Setting Up Your First Fuzz Testing Workflow

Integrating API fuzz testing into your development lifecycle doesn’t have to be a monumental task. The key is to start small, automate the process, and build it directly into your existing CI/CD pipeline. This approach empowers developers to own the security of their code without slowing down development velocity. Here’s a practical, high-level workflow to get you started.

1. Identify and Prioritize Target Endpoints
You can’t fuzz everything at once, so start with the most critical endpoints. Good candidates include:

  • Endpoints that handle authentication and authorization (e.g., login, password reset, token generation).
  • Endpoints that process complex data structures or file uploads.
  • Public-facing endpoints that are accessible without authentication.
  • Endpoints tied to business-critical functions, like payment processing or data retrieval.

2. Provide an API Schema
Modern fuzzers are much more effective when they understand the structure of your API. Providing an API specification file, like an OpenAPI (Swagger) document for REST APIs or a GraphQL schema, allows the fuzzer to be “schema-aware.” Instead of sending completely random data, it can generate intelligent, context-specific fuzz cases. It understands which fields expect integers, strings, or booleans and can generate more targeted, semi-valid mutations that are more likely to uncover subtle bugs.

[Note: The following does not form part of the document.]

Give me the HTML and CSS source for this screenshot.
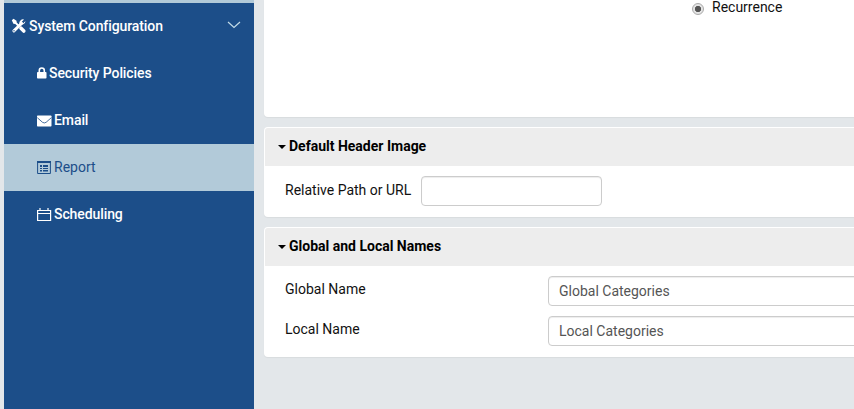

3. Choose Your Fuzzing Tool
The open-source community provides several powerful fuzzing tools, so you don’t need a massive budget to get started. For RESTful APIs, tools like Schemathesis and Microsoft’s RESTler are excellent choices because they can use your OpenAPI spec to automatically generate and run a comprehensive suite of security tests. They check for common API vulnerabilities right out of the box. For GraphQL, tools are emerging that can similarly use the schema to test queries and mutations.

4. Integrate into Your CI/CD Pipeline
The real power of fuzz testing comes from automation. Configure your fuzz tests to run automatically within your CI/CD pipeline. A common practice is to trigger them on every pull request or merge to the main branch. If the fuzzer detects a crash, a 500-level server error, or a significant performance lag, the build should fail. This provides immediate feedback to the developer, allowing them to fix the vulnerability before the code is merged. This “shift-left” approach makes security a natural part of the development process, not a bottleneck at the end.

5. Analyze Results and Iterate
When a fuzz test fails, it will provide a report with the exact request that caused the failure. Your team’s job is to analyze this input, replicate the issue, and patch the underlying vulnerability. Was it a lack of input validation? A resource management issue? An improper error-handling routine? Use these findings not only to fix the bug but also to improve your secure coding practices across the board.

Common Vulnerabilities Uncovered by Fuzzing

Fuzz testing excels at finding entire classes of vulnerabilities that are notoriously difficult to detect with other methods. These flaws often hide in the way an application handles unexpected data, making them perfect targets for a fuzzer.

Buffer Overflows
One of the classic and most dangerous vulnerabilities, a buffer overflow occurs when an application tries to write more data to a memory buffer than it can hold. An attacker can exploit this by sending an oversized input to an API endpoint. This can overwrite adjacent memory, leading to application crashes (Denial of Service) or, in a worst-case scenario, allowing the attacker to execute arbitrary code on the server. Fuzzers are brilliant at finding these by systematically sending long strings and large numeric values to every available parameter.

Injection Flaws
Injection flaws, like SQL Injection (SQLi) or NoSQL Injection, happen when an attacker’s input is improperly sanitized and is executed as a command by a backend system. A fuzzer can uncover these by inserting common injection payloads (e.g., ' OR 1=1; --) into API fields. While a simple unit test might check for a valid username, a fuzzer will check what happens when the username is a malicious database query. This helps ensure your application properly validates and sanitizes all user-controllable input.

Denial-of-Service (DoS)
Some of the most effective DoS attacks don’t rely on massive traffic volume. Instead, they exploit a small flaw that causes an application to consume excessive resources like CPU or memory. Fuzzers can discover these vulnerabilities by sending “computationally expensive” payloads. For example, a feature that processes an uploaded image might be vulnerable if it receives a “zip bomb”: a small, compressed file that expands to a massive size. A fuzzer can identify inputs that cause your API response times to spike or the server to become unresponsive, revealing critical DoS vulnerabilities.

Unhandled Edge Cases
Beyond specific CVEs, fuzzing is a master at finding all the strange edge cases you never thought to test. What happens when a required field is missing? What if a numeric ID is set to zero or a negative number? What if a date field receives a value from the distant future? These scenarios can trigger 500 errors, leak stack traces, or put the application into an unstable state. Fuzz testing rigorously checks these boundaries, hardening your application against unexpected behavior.

Ultimately, API fuzz testing is more than just a tool. It’s a change in mindset. It moves teams from a defensive posture of testing for known issues to an offensive one of actively hunting for unknown weaknesses. By embracing the chaos and automating the search for flaws, you build more resilient, secure, and reliable applications. In an interconnected world where APIs are the backbone of digital business, that proactive stance is no longer optional. The future of security testing will likely involve even more sophisticated techniques, such as AI-driven fuzzers that can learn an API’s logic to generate increasingly clever attacks. Getting started now builds the foundation for a more secure future.